# [Task instructions]
Restate each line word for word. Leave out every picture.

# [Provided data]
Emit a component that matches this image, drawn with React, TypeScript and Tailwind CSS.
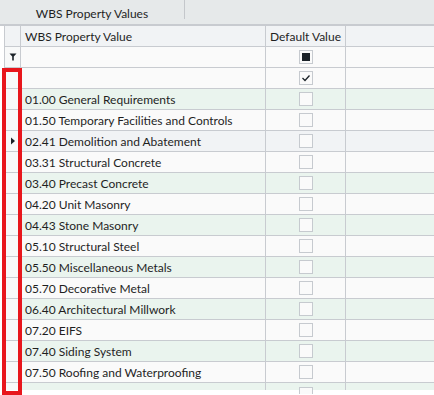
import React from 'react'

const rows = [
    "01.00 General Requirements",
    "01.50 Temporary Facilities and Controls",
    "02.41 Demolition and Abatement",
    "03.31 Structural Concrete",
    "03.40 Precast Concrete",
    "04.20 Unit Masonry",
    "04.43 Stone Masonry",
    "05.10 Structural Steel",
    "05.50 Miscellaneous Metals",
    "05.70 Decorative Metal",
    "06.40 Architectural Millwork",
    "07.20 EIFS",
    "07.40 Siding System",
    "07.50 Roofing and Waterproofing",
];

const CURRENT = 2;

function CheckBox({ mode }: { mode?: "fill" | "check" }) {
    return (
        <div className="w-[14px] h-[14px] border border-[#c6cacf] bg-[#fafafa] flex items-center justify-center">
            {mode === "fill" && <div className="w-[8px] h-[8px] bg-[#1b2228]" />}
            {mode === "check" && (
                <svg width="10" height="10" viewBox="0 0 10 10">
                    <path d="M1.5 5 L4 7.5 L8.5 2.5" fill="none" stroke="#1b2228" strokeWidth="1.3" />
                </svg>
            )}
        </div>
    )
}

function Row({ bg, indicator, text, box, h = "h-[21px]", noBorder }: { bg: string, indicator?: React.ReactNode, text?: string, box?: React.ReactNode, h?: string, noBorder?: boolean }) {
    return (
        <div className={`flex ${h} ${noBorder ? "" : "border-b"} border-[#c8cbd0] ${bg}`}>
            <div className="w-[16px] border-r border-[#c8cbd0] bg-[#f8f9f9] flex items-center justify-center">{indicator}</div>
            <div className="w-[245px] border-r border-[#c8cbd0] pl-[4px] pt-[2px] flex items-center text-[12px] text-[#1f1f1f] whitespace-nowrap overflow-hidden">{text}</div>
            <div className="w-[80px] border-r border-[#c8cbd0] flex items-center justify-center">{box}</div>
            <div className="flex-1" />
        </div>
    )
}

export default function App() {
    return (
        <div className="relative w-[434px] h-[395px] bg-white overflow-hidden" style={{ fontFamily: 'Lato, "Noto Sans", sans-serif' }}>
            {/* tab strip */}
            <div className="flex h-[26px] bg-[#e6e9ea] border-b-2 border-[#c8cbd0]">
                <div className="w-[185px] h-[19px] border-r border-[#c4c7cb] flex items-center justify-center pt-[9px] text-[12px] text-[#1f1f1f]">
                    WBS Property Values
                </div>
            </div>

            {/* grid */}
            <div className="ml-[4px] border-l border-[#c8cbd0]">
                <div className="flex h-[21px] border-b border-[#c8cbd0] bg-[#f1f3f5]">
                    <div className="w-[16px] border-r border-[#c8cbd0]" />
                    <div className="w-[245px] border-r border-[#c8cbd0] pl-[4px] pt-[1px] flex items-center text-[12px] text-[#1f1f1f]">WBS Property Value</div>
                    <div className="w-[80px] border-r border-[#c8cbd0] pt-[1px] flex items-center justify-center text-[12px] text-[#1f1f1f]">Default Value</div>
                    <div className="flex-1" />
                </div>
                <Row
                    bg="bg-[#fafafa]"
                    indicator={
                        <svg width="8" height="8" viewBox="0 0 8 8">
                            <path d="M0.5 0.5 H7.5 L4.8 3.5 V7.5 H3.2 V3.5 Z" fill="#1b2228" />
                        </svg>
                    }
                    box={<CheckBox mode="fill" />}
                />
                <Row bg="bg-[#fafafa]" box={<CheckBox mode="check" />} />
                {rows.map((r, i) => (
                    <Row
                        key={r}
                        bg={i === CURRENT ? "bg-[#f1f3f5]" : i % 2 === 0 ? "bg-[#eaf4ee]" : "bg-[#fafafa]"}
                        indicator={i === CURRENT ? (
                            <svg width="6" height="8" viewBox="0 0 6 8">
                                <path d="M1 0.5 L5 4 L1 7.5 Z" fill="#1b2228" />
                            </svg>
                        ) : undefined}
                        text={r}
                        box={<CheckBox />}
                    />
                ))}
                <Row bg="bg-[#eaf4ee]" h="h-[7px]" noBorder box={<div className="w-[14px] h-[7px] mt-[7px] border border-b-0 border-[#c6cacf] bg-[#fafafa]" />} />
            </div>

            {/* highlight */}
            <div className="absolute left-[2px] top-[68px] w-[20px] h-[327px] border-4 border-[#e8161c]" />
        </div>
    )
}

# [Problem solution]
Emit a component that matches this image, drawn with React, TypeScript and Tailwind CSS.
import React from 'react'

const rows = [
    "01.00 General Requirements",
    "01.50 Temporary Facilities and Controls",
    "02.41 Demolition and Abatement",
    "03.31 Structural Concrete",
    "03.40 Precast Concrete",
    "04.20 Unit Masonry",
    "04.43 Stone Masonry",
    "05.10 Structural Steel",
    "05.50 Miscellaneous Metals",
    "05.70 Decorative Metal",
    "06.40 Architectural Millwork",
    "07.20 EIFS",
    "07.40 Siding System",
    "07.50 Roofing and Waterproofing",
];

const CURRENT = 2;

function CheckBox({ mode }: { mode?: "fill" | "check" }) {
    return (
        <div className="w-[14px] h-[14px] border border-[#c6cacf] bg-[#fafafa] flex items-center justify-center">
            {mode === "fill" && <div className="w-[8px] h-[8px] bg-[#1b2228]" />}
            {mode === "check" && (
                <svg width="10" height="10" viewBox="0 0 10 10">
                    <path d="M1.5 5 L4 7.5 L8.5 2.5" fill="none" stroke="#1b2228" strokeWidth="1.3" />
                </svg>
            )}
        </div>
    )
}

function Row({ bg, indicator, text, box, h = "h-[21px]", noBorder }: { bg: string, indicator?: React.ReactNode, text?: string, box?: React.ReactNode, h?: string, noBorder?: boolean }) {
    return (
        <div className={`flex ${h} ${noBorder ? "" : "border-b"} border-[#c8cbd0] ${bg}`}>
            <div className="w-[16px] border-r border-[#c8cbd0] bg-[#f8f9f9] flex items-center justify-center">{indicator}</div>
            <div className="w-[245px] border-r border-[#c8cbd0] pl-[4px] pt-[2px] flex items-center text-[12px] text-[#1f1f1f] whitespace-nowrap overflow-hidden">{text}</div>
            <div className="w-[80px] border-r border-[#c8cbd0] flex items-center justify-center">{box}</div>
            <div className="flex-1" />
        </div>
    )
}

export default function App() {
    return (
        <div className="relative w-[434px] h-[395px] bg-white overflow-hidden" style={{ fontFamily: 'Lato, "Noto Sans", sans-serif' }}>
            {/* tab strip */}
            <div className="flex h-[26px] bg-[#e6e9ea] border-b-2 border-[#c8cbd0]">
                <div className="w-[185px] h-[19px] border-r border-[#c4c7cb] flex items-center justify-center pt-[9px] text-[12px] text-[#1f1f1f]">
                    WBS Property Values
                </div>
            </div>

            {/* grid */}
            <div className="ml-[4px] border-l border-[#c8cbd0]">
                <div className="flex h-[21px] border-b border-[#c8cbd0] bg-[#f1f3f5]">
                    <div className="w-[16px] border-r border-[#c8cbd0]" />
                    <div className="w-[245px] border-r border-[#c8cbd0] pl-[4px] pt-[1px] flex items-center text-[12px] text-[#1f1f1f]">WBS Property Value</div>
                    <div className="w-[80px] border-r border-[#c8cbd0] pt-[1px] flex items-center justify-center text-[12px] text-[#1f1f1f]">Default Value</div>
                    <div className="flex-1" />
                </div>
                <Row
                    bg="bg-[#fafafa]"
                    indicator={
                        <svg width="8" height="8" viewBox="0 0 8 8">
                            <path d="M0.5 0.5 H7.5 L4.8 3.5 V7.5 H3.2 V3.5 Z" fill="#1b2228" />
                        </svg>
                    }
                    box={<CheckBox mode="fill" />}
                />
                <Row bg="bg-[#fafafa]" box={<CheckBox mode="check" />} />
                {rows.map((r, i) => (
                    <Row
                        key={r}
                        bg={i === CURRENT ? "bg-[#f1f3f5]" : i % 2 === 0 ? "bg-[#eaf4ee]" : "bg-[#fafafa]"}
                        indicator={i === CURRENT ? (
                            <svg width="6" height="8" viewBox="0 0 6 8">
                                <path d="M1 0.5 L5 4 L1 7.5 Z" fill="#1b2228" />
                            </svg>
                        ) : undefined}
                        text={r}
                        box={<CheckBox />}
                    />
                ))}
                <Row bg="bg-[#eaf4ee]" h="h-[7px]" noBorder box={<div className="w-[14px] h-[7px] mt-[7px] border border-b-0 border-[#c6cacf] bg-[#fafafa]" />} />
            </div>

            {/* highlight */}
            <div className="absolute left-[2px] top-[68px] w-[20px] h-[327px] border-4 border-[#e8161c]" />
        </div>
    )
}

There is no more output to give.